I am familiar with these questions because I’m asked them with unwavering frequency.
No matter where I am in the world, people are interested in knowing why my skin is tan and my hair curly — often after confidently offering their own explanation.
But what about my own explanation? Regardless of the place, person or their intent, I try to answer the questions diplomatically.
I was recently asked whether I was “a minority” in a manner and tone that suggested the right answer to the question was “no.” The question elicited a reluctant response through gritted teeth.
My answer was less-than-tactful because I don’t believe another person can judge how I identify myself. I don’t think I can be defined by one box on a U.S. Census questionnaire, a survey on which the racial categories change each time it is issued.
Because here’s what I am: the daughter of an immigrant from the Solomon Islands and a Caucasian from rural Wisconsin with European ancestry. I am an American who was taken out of kindergarten at the age of 5 to live abroad in one of the poorest regions of the South Pacific. I am a woman who considers the time I spent in villages with thatched huts, learned to speak the local languages and developed inklings of my passion for journalism and global equality the most formative and vivid part of my childhood. I grew profoundly from that experience. I grew around it.
Today, I still speak the languages. I live my life by the values of my relatives in the islands. I think of how they live every day.
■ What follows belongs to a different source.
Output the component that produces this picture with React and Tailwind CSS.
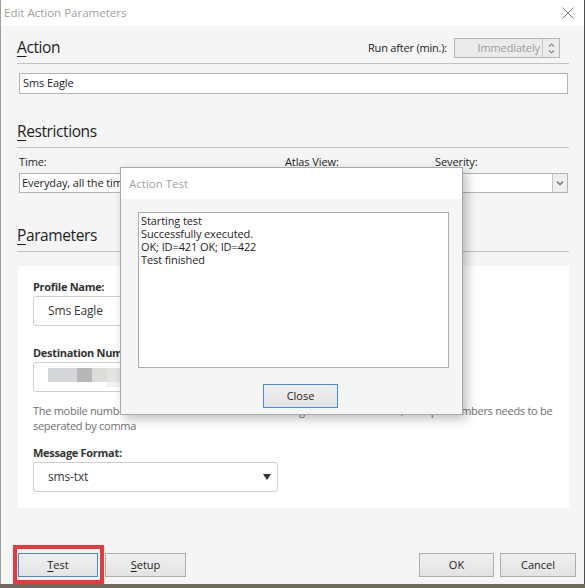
import React from "react";

const font = "font-['Open_Sans','Noto_Sans',sans-serif]";

function Heading({ first, rest, right }) {
  return (
    <div className="flex h-[28px] items-start justify-between border-b border-[#c3c3c3]">
      <div className="text-[15.5px] leading-[22px] tracking-[-0.4px] text-[#1e1e1e]">
        <span className="underline decoration-1 underline-offset-[3px]">{first}</span>
        {rest}
      </div>
      {right}
    </div>
  );
}

function SpinBox() {
  return (
    <div className="mr-[9px] mt-[2px] flex items-center gap-[7px]">
      <span className="text-[11px] leading-[20px] tracking-[-0.2px] text-[#1e1e1e]">Run after (min.):</span>
      <div className="flex h-[20px] w-[106px] border border-[#b5b5b5] bg-[#ebebeb]">
        <div className="flex-1 pr-[2px] text-right text-[11px] leading-[18px] tracking-[-0.1px] text-[#9c9c9c]">Immediately</div>
        <div className="flex w-[17px] flex-col items-center justify-center border-l border-[#c8c8c8]">
          <svg width="7" height="13" viewBox="0 0 7 13" fill="none" stroke="#8a8a8a" strokeWidth="1.2">
            <path d="M1 4.5 L3.5 2 L6 4.5" />
            <path d="M1 8.5 L3.5 11 L6 8.5" />
          </svg>
        </div>
      </div>
    </div>
  );
}

function WinButton({ first, rest, w, focused }) {
  return (
    <div
      className={`flex h-[24px] items-center justify-center border bg-gradient-to-b from-[#f0f0f0] to-[#e3e3e3] text-[11px] text-[#1e1e1e] ${w} ${
        focused ? "border-[#3d8ee3]" : "border-[#adadad]"
      }`}
    >
      {first ? <span className="underline decoration-1 underline-offset-[2px]">{first}</span> : null}
      {rest}
    </div>
  );
}

function Field({ children, className = "" }) {
  return (
    <div className={`flex h-[30px] w-[245px] items-center rounded-[3px] border border-[#cfcfcf] bg-white pl-[14px] text-[12px] tracking-[-0.15px] text-[#3a3a3a] ${className}`}>
      {children}
    </div>
  );
}

function Label({ children, className = "" }) {
  return (
    <div className={`text-[11px] font-bold leading-[16px] tracking-[-0.3px] text-[#333] ${className}`}>{children}</div>
  );
}

export default function App() {
  return (
    <div className={`relative h-[588px] w-[585px] overflow-hidden bg-[#6d6a5c] ${font}`}>
      <div className="flex h-[584px] w-[585px] flex-col border-l border-r border-l-[#9d9d9d] border-r-[#4d4d4d]">
        {/* title bar */}
        <div className="flex h-[26px] shrink-0 items-center justify-between bg-white pl-[3px] pr-[10px]">
          <span className="text-[11.5px] text-[#a2a2a2]">Edit Action Parameters</span>
          <svg width="12" height="12" viewBox="0 0 12 12" stroke="#7a7a7a" strokeWidth="1">
            <path d="M0.5 0.5 L11.5 11.5 M11.5 0.5 L0.5 11.5" />
          </svg>
        </div>

        {/* dialog body */}
        <div className="flex flex-1 flex-col bg-[#f5f5f5] pl-[16px] pr-[15px]">
          <div className="mt-[10px]">
            <Heading first="A" rest="ction" right={<SpinBox />} />
          </div>
          <div className="ml-[2px] mr-[1px] mt-[9px] flex h-[21px] items-center border border-[#b4b4b4] bg-white pl-[3px] text-[11px] tracking-[-0.1px] text-[#1e1e1e]">
            Sms Eagle
          </div>

          <div className="mt-[26px]">
            <Heading first="R" rest="estrictions" />
          </div>
          <div className="ml-[2px] mr-[1px] mt-[6px] grid grid-cols-[258px_142px_133px] gap-x-[8px] text-[11px] tracking-[-0.1px] text-[#1e1e1e]">
            <div className="leading-[15px]">Time:</div>
            <div className="leading-[15px]">Atlas View:</div>
            <div className="leading-[15px]">Severity:</div>
            <div className="mt-[4px] flex h-[20px] items-center border border-[#b4b4b4] bg-white pl-[2px]">
              Everyday, all the time
            </div>
            <div className="mt-[4px] h-[20px] border border-[#b4b4b4] bg-white" />
            <div className="mt-[4px] flex h-[20px] border border-[#b4b4b4] bg-white">
              <div className="flex-1" />
              <div className="flex w-[15px] items-center justify-center border-l border-[#c4c4c4] bg-[#efefef]">
                <svg width="8" height="6" viewBox="0 0 8 6" fill="none" stroke="#7c7c7c" strokeWidth="1.6">
                  <path d="M1 1.5 L4 4.5 L7 1.5" />
                </svg>
              </div>
            </div>
          </div>

          <div className="mt-[31px]">
            <Heading first="P" rest="arameters" />
          </div>

          {/* parameters panel */}
          <div className="ml-[1px] mt-[14px] flex flex-col bg-white pb-[16px] pl-[15px] pr-[8px] pt-[13px]">
            <Label>Profile Name:</Label>
            <Field className="mt-[1px]">Sms Eagle</Field>

            <Label className="mt-[19px]">Destination Numbers:</Label>
            <Field className="mt-[1px] pl-[9px]">
              <div className="flex h-[19px] items-start">
                <div className="h-[14px] w-[29px] bg-[#d4d6d7]" />
                <div className="h-[14px] w-[15px] bg-[#b9b6b9]" />
                <div className="h-[14px] w-[15px] bg-[#dcdcda]" />
                <div className="flex h-[19px] w-[15px] flex-col">
                  <div className="h-[14px] bg-[#e6e4e2]" />
                  <div className="h-[5px] bg-[#f1f3f5]" />
                </div>
                <div className="h-[14px] w-[12px] bg-[#a89a92]" />
              </div>
            </Field>

            <div className="mt-[11px] text-[11px] leading-[15px] tracking-[-0.28px] text-[#707070]">
              The mobile number of the handset to which the message must be delivered, multiple numbers needs to be seperated by comma
            </div>

            <Label className="mt-[12px]">Message Format:</Label>
            <div className="mt-[1px] flex h-[30px] w-[245px] items-center justify-between rounded-[3px] border border-[#cfcfcf] bg-white pl-[14px] pr-[6px] text-[12px] tracking-[-0.15px] text-[#3a3a3a]">
              <span>sms-txt</span>
              <svg width="8" height="6" viewBox="0 0 8 6" fill="#333">
                <path d="M0 0 H8 L4 6 Z" />
              </svg>
            </div>
          </div>

          {/* buttons */}
          <div className="-mr-[7px] ml-[1px] mt-[45px] flex items-center justify-between">
            <div className="flex gap-[7px]">
              <WinButton first="T" rest="est" w="w-[80px]" focused />
              <WinButton first="S" rest="etup" w="w-[81px]" />
            </div>
            <div className="flex gap-[6px]">
              <WinButton rest="OK" w="w-[75px]" />
              <WinButton rest="Cancel" w="w-[76px]" />
            </div>
          </div>
        </div>
      </div>

      {/* highlight around the Test button */}
      <div className="absolute left-[13px] top-[545px] h-[39px] w-[91px] border-[4px] border-[#e8393c]" />

      {/* Action Test dialog */}
      <div className="absolute left-[120px] top-[167px] flex h-[248px] w-[343px] flex-col border border-[#a9a9a9] bg-[#f5f5f5] shadow-[4px_4px_10px_rgba(0,0,0,0.25)]">
        <div className="flex h-[31px] shrink-0 items-center bg-white pl-[8px] text-[11.5px] text-[#a2a2a2]">Action Test</div>
        <div className="ml-[17px] mt-[13px] h-[156px] w-[311px] border border-[#adadad] bg-white pl-[2px] pt-[1px] text-[11px] leading-[13px] tracking-[-0.1px] text-[#1e1e1e]">
          <div>Starting test</div>
          <div>Successfully executed.</div>
          <div>OK; ID=421 OK; ID=422</div>
          <div>Test finished</div>
        </div>
        <div className="ml-[142px] mt-[16px] flex h-[24px] w-[75px] items-center justify-center border border-[#3d8ee3] bg-gradient-to-b from-[#f0f0f0] to-[#e3e3e3] text-[11px] text-[#1e1e1e]">
          Close
        </div>
      </div>
    </div>
  );
}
I fully accept and embrace the other parts of myself as well. I celebrate Thanksgiving and the Fourth of July. I put my hand over heart when I say the Pledge of Allegiance. I revere the founding fathers and the rights granted to me by the Constitution. I spent years riding around in a Ford truck. I eat apple pie. I watch football.
I’m not rejecting those experiences in any way, but they do not completely define me.
To me, a better, more conscientious question to determine a person’s heritage is a seemingly flippant one: What are your ingredients?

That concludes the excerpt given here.